Nadal, the top seed, was nearly perfect, making only eight unforced errors in beating Tommy Haas 6-4, 6-2, 6-2. The 22-year-old Spaniard is bidding to win his first Australian Open and prevent second-seeded Roger Federer from tying Pete Sampras' all-time record of 14 Grand Slam singles titles.
Nadal had his serve broken in the second game of the match, the first time he dropped serve in the tournament.
After losing a semifinal last year to unheralded Jo-Wilfried Tsonga of France, Nadal is wary of being overconfident.
"Perfect matches doesn't exist," he said, a touch dismissively, when asked if his game was beyond improvement as he dismantled Haas, a semifinalist here two years ago. "Always you can improve, no?"
Fourth-seeded Murray, meanwhile, ran off 11 straight games in another dominating performance, overwhelming Jurgen Melzer 7-5, 6-0, 6-3. Murray, seeking his first Grand Slam title, had only 10 unforced errors, including just two in the second set, and overcame a brief lapse toward the end.
"I'm sure one match in a Slam, if you want to go deep, maybe you're not playing your best tennis, you have to try and find a way through to win," said Murray, predicting a tougher challenge as the tournament enters its second week. "I hope it doesn't happen, but if it does, I need to be prepared to try and win a match when I'm not playing my best tennis."
The 21-year-old Scot next faces No. 14 Fernando Verdasco. Nadal will play Chile's Fernando Gonzalez, who came back from two sets down to beat Richard Gasquet of France, 3-6, 3-6, 7-6 (10), 6-2, 12-10 in a four-hour marathon.
Gonzalez, a 2007 finalist at Melbourne Park, saved a match point in the third set tiebreak before he fought back to win the match, in which the fifth set alone lasted 88 minutes.
Gonzalez was on the court two hours before Nadal, but their matches both finished around midnight.
"My body is still alive," Gonzalez said. "I have 48 hours, maybe a little bit less. But I want to enjoy this moment. I think I won a really tough match that I will remember for the rest of my life."
Ninth-seeded American James Blake also reached the fourth round on Saturday.
Blake beat No. 18 Igor Andreev of Russia 6-3, 6-2, 3-6, 6-1 to set up a clash with fifth-seeded Tsonga, one of three Frenchmen to make it through to the fourth round.
The crowd in Hisense Arena was definitely pro-Murray, with Scottish flags and tartan hats scattered about on a cool night.
Constantly confounded by Murray's blend of power, speed and spin, Melzer did get a huge ovation when he rallied from 15-40 to hold while down 3-0 in the third set to end Murray's streak of 11 games. He had double break point as Murray served in the next game, only to see the him rally.
Melzer broke as Murray served for the match at 5-1 and fended off double match point in the next game. But Murray easily held in the next, finishing it off with his eighth ace and getting one step closer to becoming the first British man to win a major since 1936.
Sometimes sprinting to his chair during changeovers, Murray has raced through his first three matches in a combined 4 hours and 15 minutes, thanks in part to a 45-minute effort in the first round match when Andrei Pavel retired with a bad back.

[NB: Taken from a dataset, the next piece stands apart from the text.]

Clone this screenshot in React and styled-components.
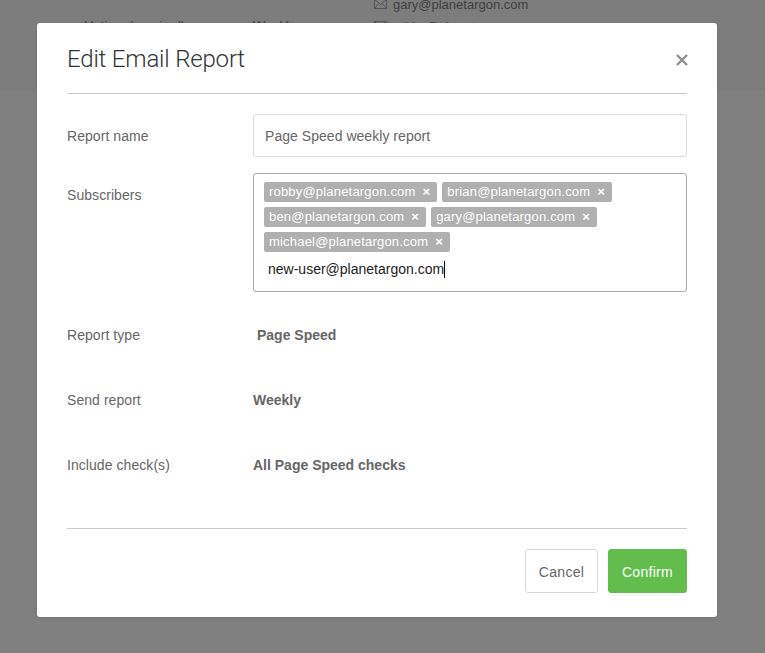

It has been 81 years since Jean Borotra provided France with its only Australian Open men's singles champion, but there is a real hope of a breakthrough this year.
"It's time for us," Simon said. "If it's not now, it's never."
Simon said all of the Frenchmen, who have been friends since they were children, got a real confidence boost out of seeing Tsonga reach the Australian Open final in 2008.
"We know that we are all very good players but there is not one better than the others," Simon said. "To see him reach the final, it was really, really good for us and for our confidence.
"Finally, we just saw that we were able to do it. That's why I think we had a great year last year."
Simon made the third round at three of the four Grand Slams last year but had never made it the fourth round of the majors until this year in Melbourne.
The good news for France is it is guaranteed at least one quarterfinalist this year, but the bad news is it's certain to lose one player after Simon and Monfils play each other in the next round.
"At the moment we've just played against players we know we can defeat," Simon said. "It was hard but we just did our job. The next ones will be the tough ones.
"I think every day maybe we can all lose, on the same day, but for the moment, we are still here."
Information from The Associated Press and Reuters was used in this report.